Rifiuti da attività economiche: guardare l’Europa per capire l’Italia

In Italia si ricicla molto. Ma la produzione di rifiuti delle attività economiche rimane saldamente “ancorata” all’andamento del Pil, a differenza di quanto accade in altri paesi europei. Mancano infatti impianti adeguati alla chiusura del ciclo.
L’intervento di Andrea Ballabio, Donato Berardi e Nicolò Valle su Lavoce.info.
Campioni d’Europa anche nel riciclo dei rifiuti?
Non solo siamo primi, ma anche con distacco. Benché sia più ciclistica che calcistica, la metafora bene illustra le performance dell’Italia in materia di riciclo dei rifiuti speciali e, in senso più ampio, nell’economia circolare. Fra gli stati del Vecchio continente, il nostro paese guida la classifica del riciclo con percentuali che sfiorano l’80 per cento. La Francia, seconda, è distante quasi 25 punti, la Germania, terza, è al 37 per cento.
Una posizione di preminenza che ha diverse spiegazioni. Innanzitutto, la cronica mancanza di materie prime vergini o, se si preferisce, la storia di un paese da sempre abituato a convivere con la scarsità di risorse naturali. E abituato a trasformare gli scarti dei processi di lavorazione in input per altri processi produttivi (materie prime seconde), come alternativa alla più costosa importazione. Una tendenza, consolidatasi nel tempo, che non potrà che rafforzarsi in futuro, specialmente se l’attuale andamento dei prezzi di mercato delle materie prime vergini, e le tensioni geopolitiche che ostacolano il commercio internazionale, dovessero rafforzarsi.

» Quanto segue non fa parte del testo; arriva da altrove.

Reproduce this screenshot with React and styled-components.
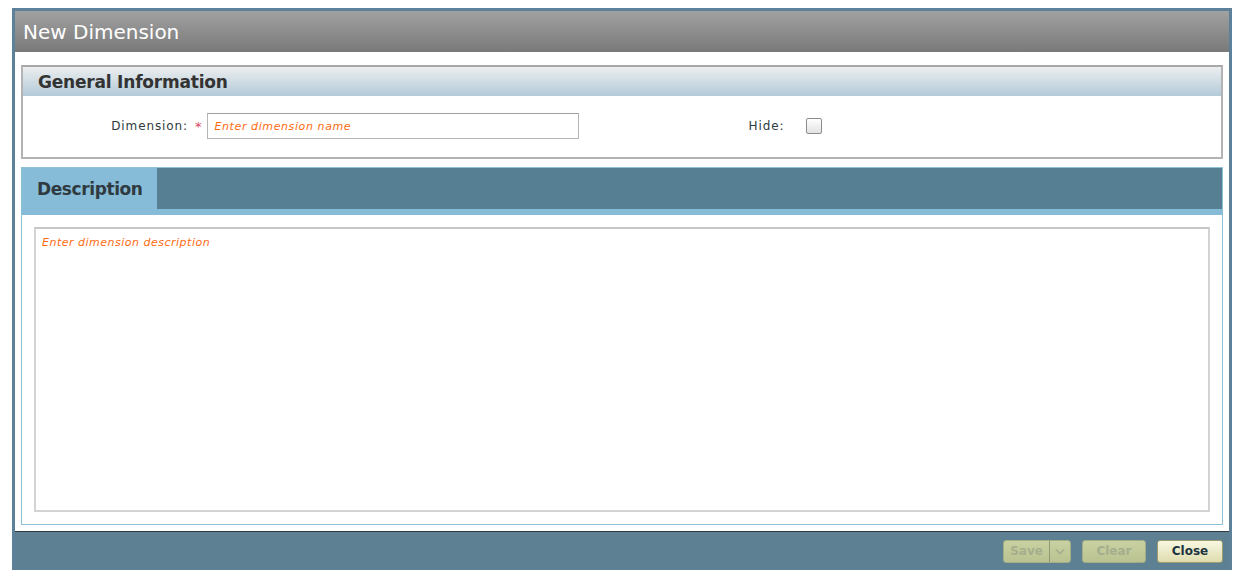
import React from "react";
import styled, { createGlobalStyle } from "styled-components";

const GlobalStyle = createGlobalStyle`
  html, body {
    margin: 0;
    padding: 0;
    background: #ffffff;
    font-family: "DejaVu Sans", Verdana, sans-serif;
  }
`;

const Page = styled.div`
  padding: 8px 0 0 12px;
`;

const Dialog = styled.div`
  width: 1220px;
  height: 562px;
  box-sizing: border-box;
  background: #5d8199;
  padding: 3px 3px 0 3px;
  display: flex;
  flex-direction: column;
`;

const TitleBar = styled.div`
  height: 41px;
  flex: none;
  background: linear-gradient(#a1a1a1, #797979);
  color: #ffffff;
  font-size: 20px;
  display: flex;
  align-items: center;
  padding-left: 8px;
`;

const Body = styled.div`
  flex: 1;
  background: #ffffff;
  padding: 13px 6px 6px 6px;
  display: flex;
  flex-direction: column;
  gap: 8px;
  border-bottom: 1px solid #2f3a40;
`;

const Section = styled.div`
  border: 2px solid #b3b3b3;
  border-top-color: #a8a8a8;
  height: 94px;
  box-sizing: border-box;
  display: flex;
  flex-direction: column;
`;

const SectionHead = styled.div`
  height: 29px;
  background: linear-gradient(#eceeef, #b3cad8);
  color: #333;
  font-size: 17px;
  font-weight: bold;
  letter-spacing: -0.2px;
  display: flex;
  align-items: center;
  padding-left: 15px;
`;

const FormRow = styled.div`
  display: flex;
  align-items: center;
  padding-top: 17px;
`;

const Label = styled.span`
  width: ${(p) => p.w}px;
  text-align: right;
  font-size: 12px;
  letter-spacing: 0.9px;
  color: #2d3b40;
  flex: none;
`;

const Star = styled.span`
  color: #dd4660;
  font-size: 13px;
  margin: 0 5px 0 7px;
`;

const TextInput = styled.div`
  width: 372px;
  height: 26px;
  box-sizing: border-box;
  border: 1px solid #b5b5b5;
  border-top-color: #a0a0a0;
  display: flex;
  align-items: center;
  padding-left: 7px;
  font-size: 11px;
  font-style: italic;
  letter-spacing: 0.6px;
  color: #ff6a10;
`;

const Check = styled.span`
  width: 16px;
  height: 16px;
  box-sizing: border-box;
  margin-left: 21px;
  border: 1px solid #8c8c8c;
  border-radius: 2px;
  background: linear-gradient(#ffffff, #e2e2e2);
  flex: none;
`;

const Panel = styled.div`
  flex: 1;
  border: 1px solid #8fc0da;
  display: flex;
  flex-direction: column;
`;

const TabBar = styled.div`
  height: 41px;
  background: #577f93;
  border-bottom: 6px solid #87bcd9;
  display: flex;
`;

const Tab = styled.div`
  width: 135px;
  background: #87bcd9;
  color: #2f3b40;
  font-size: 17px;
  font-weight: bold;
  letter-spacing: -0.4px;
  display: flex;
  align-items: center;
  padding-left: 15px;
  box-sizing: border-box;
`;

const PanelBody = styled.div`
  flex: 1;
  padding: 12px 12px 12px 12px;
  display: flex;
`;

const TextArea = styled.div`
  flex: 1;
  border: 2px solid #d3d3d3;
  border-top-color: #c6c6c6;
  padding: 7px 6px;
  font-size: 11px;
  font-style: italic;
  letter-spacing: 0.5px;
  color: #ff6a10;
`;

const Footer = styled.div`
  height: 38px;
  flex: none;
  background: #5e8093;
  display: flex;
  align-items: center;
  justify-content: flex-end;
  gap: 11px;
  padding-right: 6px;
`;

const Button = styled.div`
  height: 23px;
  box-sizing: border-box;
  width: ${(p) => p.w}px;
  border: 1px solid ${(p) => (p.disabled ? "#a3ad86" : "#9c9c70")};
  border-radius: 3px;
  background: ${(p) =>
    p.disabled
      ? "linear-gradient(#c9d1a2, #b9c290)"
      : "linear-gradient(#f8f8e2, #dedcad)"};
  color: ${(p) => (p.disabled ? "#a5ae8c" : "#1e3540")};
  font-size: 12px;
  font-weight: bold;
  display: flex;
  align-items: center;
  justify-content: center;
  overflow: hidden;
`;

const SplitMain = styled.span`
  flex: 1;
  text-align: center;
`;

const SplitArrow = styled.span`
  width: 20px;
  height: 100%;
  border-left: 1px solid #8f9878;
  display: flex;
  align-items: center;
  justify-content: center;
`;

export default function App() {
  return (
    <>
      <GlobalStyle />
      <Page>
        <Dialog>
          <TitleBar>New Dimension</TitleBar>
          <Body>
            <Section>
              <SectionHead>General Information</SectionHead>
              <FormRow>
                <Label w={165}>Dimension:</Label>
                <Star>*</Star>
                <TextInput>Enter dimension name</TextInput>
                <Label w={206}>Hide:</Label>
                <Check />
              </FormRow>
            </Section>
            <Panel>
              <TabBar>
                <Tab>Description</Tab>
              </TabBar>
              <PanelBody>
                <TextArea>Enter dimension description</TextArea>
              </PanelBody>
            </Panel>
          </Body>
          <Footer>
            <Button w={68} disabled>
              <SplitMain>Save</SplitMain>
              <SplitArrow>
                <svg width="10" height="7" viewBox="0 0 10 7">
                  <path d="M1 1.5 L5 5.5 L9 1.5" fill="none" stroke="#a5ae8c" strokeWidth="1.6" />
                </svg>
              </SplitArrow>
            </Button>
            <Button w={64} disabled>Clear</Button>
            <Button w={66}>Close</Button>
          </Footer>
        </Dialog>
      </Page>
    </>
  );
}
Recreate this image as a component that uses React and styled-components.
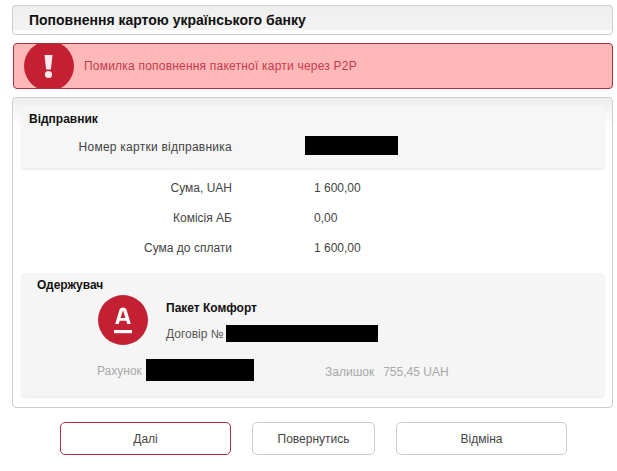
import styled, { createGlobalStyle } from "styled-components";

const GlobalStyle = createGlobalStyle`
  html, body {
    margin: 0;
    padding: 0;
    background: #fff;
    font-family: "Liberation Sans", Arial, sans-serif;
    font-size: 12px;
    color: #333;
  }
`;

const summary = [
  { label: "Сума, UAH", value: "1 600,00" },
  { label: "Комісія АБ", value: "0,00" },
  { label: "Сума до сплати", value: "1 600,00" },
];

const App = () => {
  return (
    <Page>
      <GlobalStyle />
      <Header>
        <Title>Поповнення картою українського банку</Title>
      </Header>
      <Alert>
        <AlertBadge>
          <svg width="50" height="46" viewBox="0 0 50 46">
            <path d="M20.5 12h8l-1.6 14.5h-4.8z" fill="#fff" opacity="0.9" />
            <circle cx="24.5" cy="31.5" r="3.6" fill="#fff" opacity="0.9" />
          </svg>
        </AlertBadge>
        <AlertText>Помилка поповнення пакетної карти через P2P</AlertText>
      </Alert>
      <Panel>
        <Sender>
          <BlockTitle>Відправник</BlockTitle>
          <Row>
            <Label $wide>Номер картки відправника</Label>
            <Redacted $w={93} $h={19} />
          </Row>
        </Sender>
        <Summary>
          {summary.map((item) => (
            <SummaryRow key={item.label}>
              <Label>{item.label}</Label>
              <Value>{item.value}</Value>
            </SummaryRow>
          ))}
        </Summary>
        <Recipient>
          <RecipientTitle>Одержувач</RecipientTitle>
          <Product>
            <Logo>
              <svg width="50" height="50" viewBox="0 0 50 50">
                <circle cx="25" cy="25" r="25" fill="#c42033" />
                <path
                  d="M25 12.5c-2 0-3 1-3.6 2.6L17.2 29h3.5l1-3.3h6.6l1 3.3h3.5l-4.2-13.9c-.6-1.6-1.6-2.6-3.6-2.6zm-2.4 10.4 2.3-7.4h.2l2.3 7.4z"
                  fill="#fff"
                />
                <rect x="16" y="35" width="18" height="3.2" fill="#fff" />
              </svg>
            </Logo>
            <ProductInfo>
              <ProductName>Пакет Комфорт</ProductName>
              <Contract>
                Договір №
                <Redacted $w={152} $h={17} />
              </Contract>
            </ProductInfo>
          </Product>
          <AccountRow>
            <Account>
              <MutedText>Рахунок</MutedText>
              <Redacted $w={108} $h={22} />
            </Account>
            <Balance>
              <MutedText>Залишок</MutedText>
              <MutedText>755,45 UAH</MutedText>
            </Balance>
          </AccountRow>
        </Recipient>
      </Panel>
      <Buttons>
        <Button $primary>Далі</Button>
        <Button $width={123}>Повернутись</Button>
        <Button>Відміна</Button>
      </Buttons>
    </Page>
  );
};

const Page = styled.div`
  width: 617px;
  height: 471px;
  box-sizing: border-box;
  padding: 5px 4px 0 12px;
  overflow: hidden;
`;

const Header = styled.div`
  height: 30px;
  box-sizing: border-box;
  display: flex;
  align-items: center;
  padding: 0 0 1px 16px;
  border: 1px solid #ccc;
  border-radius: 4px;
  background: linear-gradient(#eee, #f3f3f3 85%, #fff 88%);
`;

const Title = styled.div`
  font-size: 14px;
  font-weight: 700;
  color: #111;
`;

const Alert = styled.div`
  height: 46px;
  box-sizing: border-box;
  margin: 8px 0 8px 1px;
  display: flex;
  align-items: center;
  border: 1px solid #a8323f;
  border-radius: 4px;
  background: #ffb8b8;
  overflow: hidden;
`;

const AlertBadge = styled.div`
  flex: none;
  width: 50px;
  height: 50px;
  margin: -2px 0 -2px 10px;
  border-radius: 50%;
  background: #c42033;
  display: flex;
  align-items: center;
  justify-content: center;
`;

const AlertText = styled.div`
  margin-left: 10px;
  font-size: 12px;
  letter-spacing: 0.21px;
  color: #c43a4d;
`;

const Panel = styled.div`
  height: 311px;
  box-sizing: border-box;
  padding: 8px 7px 0 8px;
  border: 1px solid #ccc;
  border-radius: 4px;
  background: linear-gradient(#eee, #fff 30px);
`;

const Sender = styled.div`
  height: 62px;
  box-sizing: border-box;
  padding: 6px 0 0 8px;
  border-radius: 4px;
  background: #f6f6f6;
  box-shadow: 0 2px 2px #eee;
`;

const BlockTitle = styled.div`
  font-size: 12px;
  font-weight: 700;
  line-height: 14px;
  color: #111;
`;

const Row = styled.div`
  display: flex;
  align-items: center;
  margin-top: 10px;
`;

const Label = styled.div`
  width: 203px;
  text-align: right;
  flex: none;
  margin-right: 73px;
  color: #444;
  letter-spacing: ${(p) => (p.$wide ? "0.25px" : "normal")};
  padding-top: ${(p) => (p.$wide ? "2px" : "0")};
`;

const Redacted = styled.span`
  display: inline-block;
  flex: none;
  width: ${(p) => p.$w}px;
  height: ${(p) => p.$h}px;
  background: #000;
`;

const Summary = styled.div`
  display: flex;
  flex-direction: column;
  gap: 16px;
  padding: 13px 0 0 8px;
  height: 92px;
  box-sizing: border-box;
  margin-bottom: 13px;
`;

const SummaryRow = styled.div`
  display: flex;
  align-items: center;
  height: 14px;
`;

const Value = styled.div`
  margin-left: 9px;
  color: #444;
`;

const Recipient = styled.div`
  height: 123px;
  box-sizing: border-box;
  padding: 5px 0 0 16px;
  border-radius: 4px;
  background: #f5f5f5;
  box-shadow: 0 2px 2px #eee;
`;

const RecipientTitle = styled(BlockTitle)``;

const Product = styled.div`
  display: flex;
  margin: 3px 0 0 61px;
`;

const Logo = styled.div`
  flex: none;
  width: 50px;
  height: 50px;
  margin-right: 18px;
`;

const ProductInfo = styled.div`
  display: flex;
  flex-direction: column;
  padding-top: 6px;
`;

const ProductName = styled.div`
  font-weight: 700;
  color: #111;
  line-height: 14px;
`;

const Contract = styled.div`
  display: flex;
  align-items: center;
  gap: 2px;
  margin-top: 10px;
  color: #555;
`;

const AccountRow = styled.div`
  display: flex;
  align-items: center;
  margin: 14px 0 0 60px;
`;

const Account = styled.div`
  display: flex;
  align-items: center;
  gap: 4px;
  width: 228px;
  flex: none;
`;

const Balance = styled.div`
  display: flex;
  gap: 9px;
  padding-top: 2px;
`;

const MutedText = styled.span`
  padding-top: 2px;
  color: #a8a8a8;
`;

const Buttons = styled.div`
  display: flex;
  gap: 21px;
  margin: 14px 0 0 48px;
`;

const Button = styled.button`
  width: ${(p) => p.$width || 171}px;
  height: 33px;
  padding: 0;
  background: #fff;
  border: 1px solid ${(p) => (p.$primary ? "#a8323f" : "#ccc")};
  border-radius: 5px;
  font-family: inherit;
  font-size: 12px;
  color: #444;
`;

export default App;
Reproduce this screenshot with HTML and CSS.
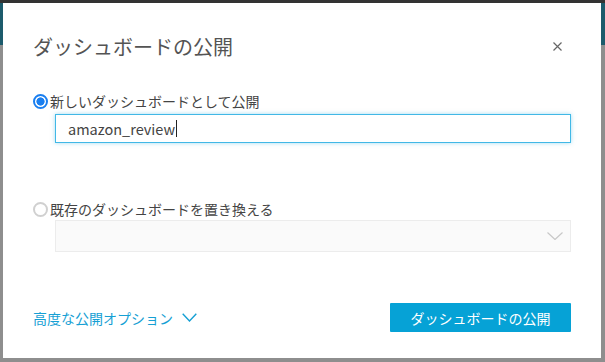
FILE: index.html
```html
<!DOCTYPE html>
<html lang="ja">
<head>
    <meta charset="UTF-8">
    <title>ダッシュボードの公開</title>
    <link rel="stylesheet" href="styles.css">
</head>
<body>
    <div class="backdrop">
        <div class="modal">
            <div class="modal-header">
                <h1>ダッシュボードの公開</h1>
                <span class="close">
                    <svg width="9" height="9" viewBox="0 0 9 9"><path d="M0.5 0.5L8.5 8.5M8.5 0.5L0.5 8.5" stroke="#666" stroke-width="1.2"/></svg>
                </span>
            </div>
            <div class="option first">
                <span class="radio checked"></span>
                <span class="label">新しいダッシュボードとして公開</span>
            </div>
            <div class="name-input">amazon_review<span class="caret"></span></div>

            <div class="option second">
                <span class="radio"></span>
                <span class="label">既存のダッシュボードを置き換える</span>
            </div>
            <div class="select">
                <svg width="16" height="8" viewBox="0 0 16 8"><path d="M0.5 0.5L8 7.5L15.5 0.5" fill="none" stroke="#c8c8c8" stroke-width="1.2"/></svg>
            </div>

            <div class="modal-footer">
                <span class="advanced">高度な公開オプション
                    <svg width="15" height="9" viewBox="0 0 15 9"><path d="M0.7 0.7L7.5 8L14.3 0.7" fill="none" stroke="#16a0d4" stroke-width="1.4"/></svg>
                </span>
                <button class="publish">ダッシュボードの公開</button>
            </div>
        </div>
    </div>
</body>
</html>
```

FILE: styles.css
```css
body {
    margin: 0;
    font-family: "Noto Sans CJK JP", "Noto Sans", sans-serif;
    color: #444;
}
.backdrop {
    width: 605px;
    height: 362px;
    overflow: hidden;
    background: linear-gradient(to bottom, #333 0, #333 3px, #1c5b6c 3px, #1c5b6c 45px, #8e8e8e 45px);
    padding: 3px 4px 0 3px;
    box-sizing: border-box;
}
.modal {
    background: #fff;
    height: 355px;
    padding: 0 30px 0 30px;
    box-sizing: border-box;
}
.modal-header {
    display: flex;
    justify-content: space-between;
    align-items: center;
    padding-top: 28px;
}
.modal-header h1 {
    margin: 0;
    font-size: 20px;
    line-height: 32px;
    font-weight: 400;
    color: #545454;
}
.close {
    display: flex;
    margin-right: 9px;
    margin-top: -2px;
}
.option {
    display: flex;
    align-items: center;
    height: 20px;
    font-size: 14px;
    line-height: 20px;
    color: #444;
}
.option.first {
    margin-top: 28px;
}
.option.second {
    margin-top: 56px;
}
.radio {
    flex: none;
    width: 15px;
    height: 15px;
    border-radius: 50%;
    border: 2px solid #d0d0d0;
    box-sizing: border-box;
    margin-right: 2px;
}
.radio.checked {
    border: 2px solid #1a7ff0;
    background: radial-gradient(circle, #1a7ff0 0, #1a7ff0 3.8px, #fff 4.4px);
}
.name-input {
    margin: 3px 0 0 22px;
    height: 29px;
    border: 1px solid #41b8e6;
    box-shadow: 0 0 4px rgba(65, 184, 230, 0.5);
    box-sizing: border-box;
    padding: 0 12px;
    font-size: 14.5px;
    line-height: 27px;
    color: #444;
    display: flex;
    align-items: center;
}
.caret {
    display: inline-block;
    width: 1px;
    height: 17px;
    background: #222;
    margin-left: 1px;
}
.select {
    margin: 1px 0 0 22px;
    height: 32px;
    border: 1px solid #ececec;
    background: #fafafa;
    box-sizing: border-box;
    display: flex;
    justify-content: flex-end;
    align-items: center;
    padding-right: 7px;
}
.modal-footer {
    display: flex;
    justify-content: space-between;
    align-items: center;
    margin-top: 51px;
}
.advanced {
    display: flex;
    align-items: center;
    gap: 9px;
    font-size: 14px;
    color: #16a0d4;
}
.publish {
    width: 181px;
    height: 29px;
    border: none;
    border-radius: 1px;
    background: #06a2d6;
    color: #fff;
    font-family: "Noto Sans CJK JP", "Noto Sans", sans-serif;
    font-size: 14px;
    padding: 0;
}
```
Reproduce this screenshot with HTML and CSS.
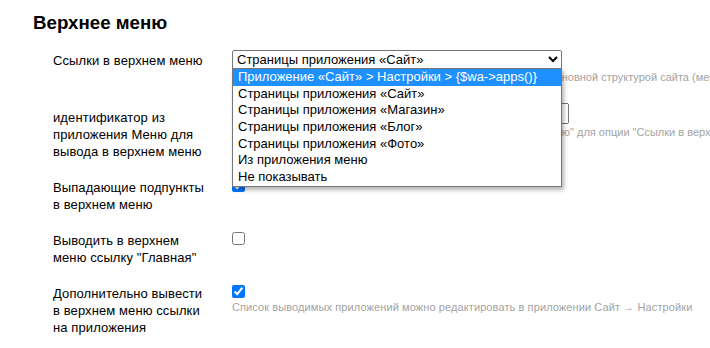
FILE: index.html
```html
<!DOCTYPE html>
<html lang="ru">
<head>
    <meta charset="UTF-8">
    <title>Верхнее меню</title>
    <link rel="stylesheet" href="styles.css">
</head>
<body>
    <div class="page">
        <h1 class="title">Верхнее меню</h1>
        <div class="fields">
            <div class="field">
                <div class="name name-top">Ссылки в верхнем меню</div>
                <div class="value">
                    <div class="dropdown">
                        <select class="menu-select">
                            <option>Страницы приложения «Сайт»</option>
                        </select>
                        <ul class="options">
                            <li class="selected">Приложение «Сайт» &gt; Настройки &gt; {$wa-&gt;apps()}</li>
                            <li>Страницы приложения «Сайт»</li>
                            <li>Страницы приложения «Магазин»</li>
                            <li>Страницы приложения «Блог»</li>
                            <li>Страницы приложения «Фото»</li>
                            <li>Из приложения меню</li>
                            <li>Не показывать</li>
                        </ul>
                    </div>
                    <p class="hint">Укажите откуда идут ссылки верхнего меню: в соответствии с основной структурой сайта (меню)</p>
                </div>
            </div>
            <div class="field">
                <div class="name name-low">идентификатор из приложения Меню для вывода в верхнем меню</div>
                <div class="value">
                    <input type="text" class="text-input">
                    <p class="hint">Укажите код меню, если выбрано значение "Из приложения меню" для опции "Ссылки в верхнем меню"</p>
                </div>
            </div>
            <div class="field">
                <div class="name">Выпадающие подпункты в верхнем меню</div>
                <div class="value">
                    <input type="checkbox" checked>
                </div>
            </div>
            <div class="field">
                <div class="name">Выводить в верхнем меню ссылку "Главная"</div>
                <div class="value">
                    <input type="checkbox">
                </div>
            </div>
            <div class="field">
                <div class="name">Дополнительно вывести в верхнем меню ссылки на приложения</div>
                <div class="value">
                    <input type="checkbox" checked>
                    <p class="hint hint-wide">Список выводимых приложений можно редактировать в приложении Сайт → Настройки</p>
                </div>
            </div>
        </div>
    </div>
</body>
</html>
```

FILE: styles.css
```css
body {
    margin: 0;
    font-family: 'Liberation Sans', Arial, sans-serif;
    font-size: 13px;
    color: #000;
    background: #fff;
    overflow: hidden;
}

.page {
    padding: 12px 0 0 33px;
}

.title {
    margin: 0;
    font-size: 18.7px;
    line-height: 22px;
    font-weight: bold;
}

.fields {
    display: flex;
    flex-direction: column;
    gap: 19px;
    margin-top: 16px;
    padding-left: 20px;
}

.field {
    display: grid;
    grid-template-columns: 153px 1fr;
    column-gap: 26px;
    align-items: start;
}

.name {
    line-height: 17px;
    letter-spacing: 0.1px;
}

.name-top {
    padding-top: 2px;
}

.name-low {
    padding-top: 6px;
}

.value {
    display: flex;
    flex-direction: column;
    align-items: flex-start;
    min-width: 0;
}

.value input[type="checkbox"] {
    width: 13px;
    height: 13px;
    margin: 0;
}

.hint {
    margin: 1px 0 0;
    font-size: 11px;
    line-height: 14px;
    color: #a3a3a3;
    white-space: nowrap;
}

.hint-wide {
    letter-spacing: 0.1px;
}

.value input[type="checkbox"] + .hint {
    margin-top: 2px;
}

.dropdown {
    position: relative;
    z-index: 2;
}

.menu-select {
    box-sizing: border-box;
    width: 330px;
    height: 19px;
    margin: 0;
    padding-top: 0;
    padding-bottom: 0;
    font-family: inherit;
    font-size: 13px;
    color: #000;
}

.options {
    position: absolute;
    top: 18px;
    left: 0;
    width: 330px;
    box-sizing: border-box;
    margin: 0;
    padding: 0;
    list-style: none;
    background: #fff;
    border: 1px solid #767676;
    box-shadow: 2px 3px 4px rgba(0, 0, 0, 0.3);
}

.options li {
    height: 16.7px;
    line-height: 16.7px;
    padding-left: 5px;
    white-space: nowrap;
}

.options .selected {
    background: #1e90ff;
    color: #fff;
}

.text-input {
    box-sizing: border-box;
    width: 337px;
    height: 21px;
    margin: 0;
    font-family: inherit;
    font-size: 13px;
}
```
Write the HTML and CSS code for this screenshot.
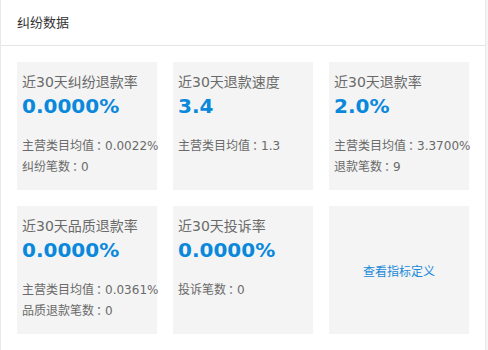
FILE: index.html
```html
<!DOCTYPE html>
<html lang="zh-CN">
<head>
    <meta charset="UTF-8">
    <meta name="viewport" content="width=device-width, initial-scale=1.0">
    <title>纠纷数据</title>
    <link rel="stylesheet" href="styles.css">
</head>
<body>
    <div class="panel">
        <div class="panel-header">纠纷数据</div>
        <div class="panel-body">
            <div class="card">
                <div class="card-title">近30天纠纷退款率</div>
                <div class="card-value">0.0000%</div>
                <div class="card-info">
                    <div>主营类目均值<span class="colon">：</span>0.0022%</div>
                    <div>纠纷笔数<span class="colon">：</span>0</div>
                </div>
            </div>
            <div class="card">
                <div class="card-title">近30天退款速度</div>
                <div class="card-value">3.4</div>
                <div class="card-info">
                    <div>主营类目均值<span class="colon">：</span>1.3</div>
                </div>
            </div>
            <div class="card">
                <div class="card-title">近30天退款率</div>
                <div class="card-value">2.0%</div>
                <div class="card-info">
                    <div>主营类目均值<span class="colon">：</span>3.3700%</div>
                    <div>退款笔数<span class="colon">：</span>9</div>
                </div>
            </div>
            <div class="card">
                <div class="card-title">近30天品质退款率</div>
                <div class="card-value">0.0000%</div>
                <div class="card-info">
                    <div>主营类目均值<span class="colon">：</span>0.0361%</div>
                    <div>品质退款笔数<span class="colon">：</span>0</div>
                </div>
            </div>
            <div class="card">
                <div class="card-title">近30天投诉率</div>
                <div class="card-value">0.0000%</div>
                <div class="card-info">
                    <div>投诉笔数<span class="colon">：</span>0</div>
                </div>
            </div>
            <div class="card card-link">
                <a href="#">查看指标定义</a>
            </div>
        </div>
    </div>
</body>
</html>
```

FILE: styles.css
```css
body {
    margin: 0;
    background-color: #f5f5f5;
    font-family: "DejaVu Sans", "Noto Sans CJK SC", sans-serif;
}

.panel {
    width: 486px;
    box-sizing: border-box;
    background: #fff;
    border: 1px solid #e8e8e8;
    border-top: none;
    min-height: 360px;
}

.panel-header {
    height: 45px;
    line-height: 46px;
    padding-left: 16px;
    font-size: 13px;
    color: #333;
    border-bottom: 1px solid #e5e5e5;
}

.panel-body {
    display: grid;
    grid-template-columns: repeat(3, 140px);
    grid-auto-rows: 128px;
    gap: 16px;
    padding: 16px;
}

.card {
    background-color: #f4f4f4;
    padding: 10px 5px 0 5px;
}

.card-title {
    font-size: 14px;
    line-height: 20px;
    color: #6a6a6a;
    white-space: nowrap;
}

.card-value {
    font-size: 20px;
    font-weight: bold;
    line-height: 28px;
    color: #0a88dc;
}

.card-info {
    margin-top: 15px;
    font-size: 12px;
    line-height: 20px;
    color: #6a6a6a;
    white-space: nowrap;
}

.colon {
    font-family: "Noto Sans CJK SC", sans-serif;
    font-feature-settings: "halt";
    padding: 0 3px 0 2px;
}

.card-link {
    display: flex;
    align-items: center;
    justify-content: center;
    padding: 0;
}

.card-link a {
    font-size: 12px;
    color: #1a8ad8;
    text-decoration: none;
}
```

In secondo luogo, un apporto essenziale arriva dalla qualità del tessuto economico-produttivo italiano e degli operatori industriali nelle filiere del riciclo, che hanno consolidato nel tempo la spinta al recupero dei materiali.
È come se l’Italia avesse maturato una sorta di vantaggio comparato rispetto agli altri paesi, dovendo far fronte a un contesto geopolitico particolarmente sfavorevole.